§ **The problem**: Find the string "styles" in the records. Copy every line it appears in.

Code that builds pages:
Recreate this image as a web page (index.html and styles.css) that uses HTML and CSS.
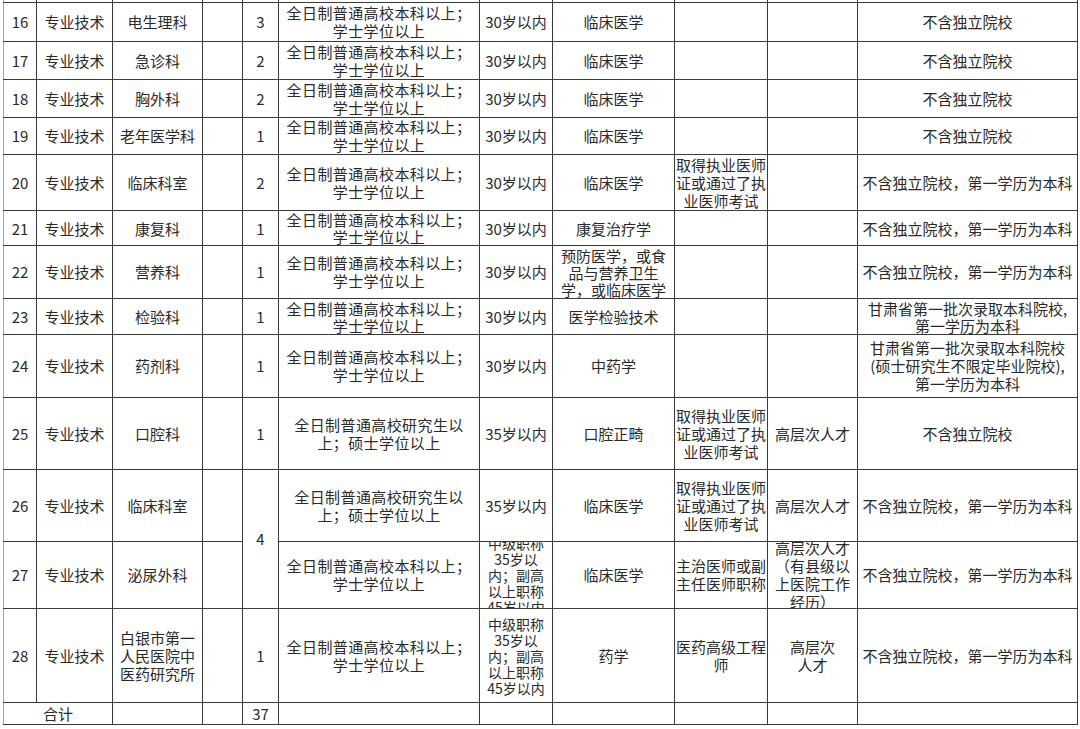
FILE: index.html
```html
<!DOCTYPE html>
<html lang="zh-CN">
<head>
<meta charset="utf-8">
<title>招聘岗位表</title>
<link rel="stylesheet" href="styles.css">
</head>
<body>
<div class="sheet">
<table class="grid">
<colgroup>
<col class="c-no"><col class="c-type"><col class="c-dept"><col class="c-blank"><col class="c-num"><col class="c-edu"><col class="c-age"><col class="c-major"><col class="c-other"><col class="c-talent"><col class="c-note">
</colgroup>
<tbody>
<tr class="r-stub"><td></td><td></td><td></td><td></td><td></td><td></td><td></td><td></td><td></td><td></td><td></td></tr>
<tr class="r39"><td>16</td><td>专业技术</td><td>电生理科</td><td></td><td>3</td><td class="edu">全日制普通高校本科以上；<br>学士学位以上</td><td>30岁以内</td><td>临床医学</td><td></td><td></td><td>不含独立院校</td></tr>
<tr class="r38"><td>17</td><td>专业技术</td><td>急诊科</td><td></td><td>2</td><td class="edu">全日制普通高校本科以上；<br>学士学位以上</td><td>30岁以内</td><td>临床医学</td><td></td><td></td><td>不含独立院校</td></tr>
<tr class="r38"><td>18</td><td>专业技术</td><td>胸外科</td><td></td><td>2</td><td class="edu">全日制普通高校本科以上；<br>学士学位以上</td><td>30岁以内</td><td>临床医学</td><td></td><td></td><td>不含独立院校</td></tr>
<tr class="r37"><td>19</td><td>专业技术</td><td>老年医学科</td><td></td><td>1</td><td class="edu">全日制普通高校本科以上；<br>学士学位以上</td><td>30岁以内</td><td>临床医学</td><td></td><td></td><td>不含独立院校</td></tr>
<tr class="r56"><td>20</td><td>专业技术</td><td>临床科室</td><td></td><td>2</td><td class="edu">全日制普通高校本科以上；<br>学士学位以上</td><td>30岁以内</td><td>临床医学</td><td>取得执业医师<br>证或通过了执<br>业医师考试</td><td></td><td>不含独立院校，第一学历为本科</td></tr>
<tr class="r35 tight"><td>21</td><td>专业技术</td><td>康复科</td><td></td><td>1</td><td class="edu">全日制普通高校本科以上；<br>学士学位以上</td><td>30岁以内</td><td>康复治疗学</td><td></td><td></td><td>不含独立院校，第一学历为本科</td></tr>
<tr class="r53"><td>22</td><td>专业技术</td><td>营养科</td><td></td><td>1</td><td class="edu">全日制普通高校本科以上；<br>学士学位以上</td><td>30岁以内</td><td class="lh17">预防医学，或食<br>品与营养卫生<br>学，或临床医学</td><td></td><td></td><td>不含独立院校，第一学历为本科</td></tr>
<tr class="r36 tight"><td>23</td><td>专业技术</td><td>检验科</td><td></td><td>1</td><td class="edu">全日制普通高校本科以上；<br>学士学位以上</td><td>30岁以内</td><td>医学检验技术</td><td></td><td></td><td>甘肃省第一批次录取本科院校,<br>第一学历为本科</td></tr>
<tr class="r63"><td>24</td><td>专业技术</td><td>药剂科</td><td></td><td>1</td><td class="edu">全日制普通高校本科以上；<br>学士学位以上</td><td>30岁以内</td><td>中药学</td><td></td><td></td><td>甘肃省第一批次录取本科院校<br>(硕士研究生不限定毕业院校),<br>第一学历为本科</td></tr>
<tr class="r72"><td>25</td><td>专业技术</td><td>口腔科</td><td></td><td>1</td><td class="edu">全日制普通高校研究生以<br>上；硕士学位以上</td><td>35岁以内</td><td>口腔正畸</td><td>取得执业医师<br>证或通过了执<br>业医师考试</td><td>高层次人才</td><td>不含独立院校</td></tr>
<tr class="r72"><td>26</td><td>专业技术</td><td>临床科室</td><td></td><td rowspan="2">4</td><td class="edu">全日制普通高校研究生以<br>上；硕士学位以上</td><td>35岁以内</td><td>临床医学</td><td>取得执业医师<br>证或通过了执<br>业医师考试</td><td>高层次人才</td><td>不含独立院校，第一学历为本科</td></tr>
<tr class="r67"><td>27</td><td>专业技术</td><td>泌尿外科</td><td></td><td class="edu">全日制普通高校本科以上；<br>学士学位以上</td><td class="small"><div class="clip"><span>中级职称<br>35岁以<br>内；副高<br>以上职称<br>45岁以内</span></div></td><td>临床医学</td><td>主治医师或副<br>主任医师职称</td><td><div class="clip"><span>高层次人才<br>（有县级以<br>上医院工作<br>经历）</span></div></td><td>不含独立院校，第一学历为本科</td></tr>
<tr class="r94"><td>28</td><td>专业技术</td><td>白银市第一<br>人民医院中<br>医药研究所</td><td></td><td>1</td><td class="edu">全日制普通高校本科以上；<br>学士学位以上</td><td class="small">中级职称<br>35岁以<br>内；副高<br>以上职称<br>45岁以内</td><td>药学</td><td>医药高级工程<br>师</td><td>高层次<br>人才</td><td>不含独立院校，第一学历为本科</td></tr>
<tr class="r22"><td colspan="2">合计</td><td></td><td></td><td>37</td><td></td><td></td><td></td><td></td><td></td><td></td></tr>
</tbody>
</table>
</div>
</body>
</html>
```

FILE: styles.css
```css
html, body {
  margin: 0;
  padding: 0;
  background: #ffffff;
}

.sheet {
  width: 1080px;
  height: 729px;
  overflow: hidden;
  padding-left: 3px;
  box-sizing: border-box;
}

.grid {
  table-layout: fixed;
  border-collapse: collapse;
  width: 1075px;
  margin-top: -20px;
  font-family: "Noto Sans CJK SC", "Noto Sans", sans-serif;
  font-size: 15px;
  line-height: 18px;
  color: #2a2a2a;
}

.grid td {
  border: 1px solid #3a3a3a;
  padding: 0;
  text-align: center;
  vertical-align: middle;
  white-space: nowrap;
  overflow: hidden;
}

.grid tr > td:first-child {
  border-left-color: #a8a8a8;
}

.c-no { width: 33px; }
.c-type { width: 76px; }
.c-dept { width: 90px; }
.c-blank { width: 40px; }
.c-num { width: 36px; }
.c-edu { width: 201px; }
.c-age { width: 73px; }
.c-major { width: 122px; }
.c-other { width: 93px; }
.c-talent { width: 90px; }
.c-note { width: 220px; }

.r-stub { height: 22px; }
.r22 { height: 22px; }
.r35 { height: 35px; }
.r36 { height: 36px; }
.r37 { height: 37px; }
.r38 { height: 38px; }
.r39 { height: 39px; }
.r53 { height: 53px; }
.r56 { height: 56px; }
.r63 { height: 63px; }
.r67 { height: 67px; }
.r72 { height: 72px; }
.r94 { height: 94px; }

.tight td { line-height: 17px; }
.lh17 { line-height: 17px; }

.edu { letter-spacing: 0.4px; }

.small {
  font-size: 14px;
  line-height: 16px;
}

.clip {
  height: 66px;
  display: flex;
  align-items: center;
  justify-content: center;
  overflow: hidden;
}

.clip > span {
  display: block;
}
```
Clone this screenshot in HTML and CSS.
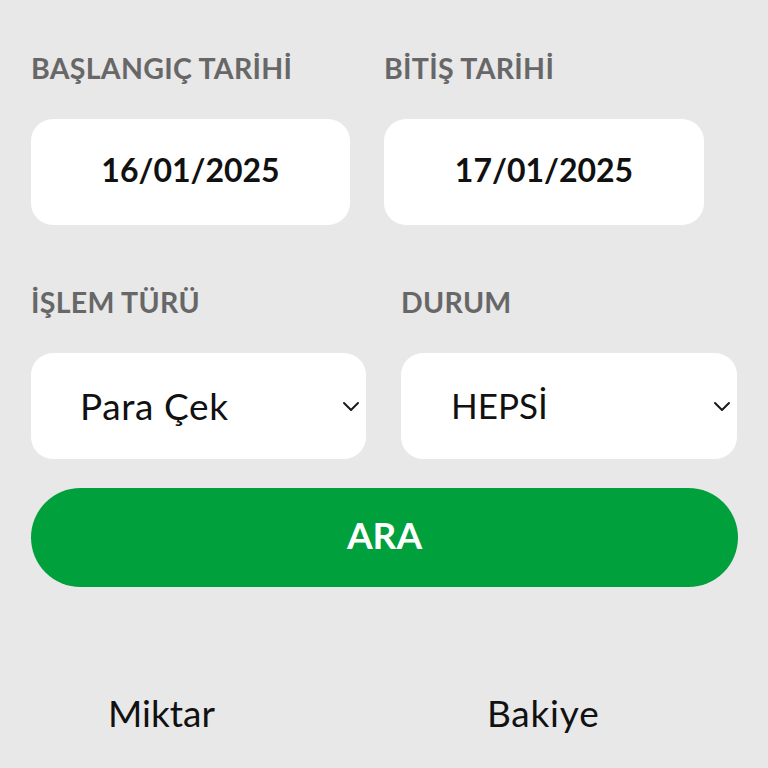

§ **Right answer**:
Recreate this image as a web page (index.html and styles.css) that uses HTML and CSS.
<link rel="stylesheet" href="styles.css">
FILE: styles.css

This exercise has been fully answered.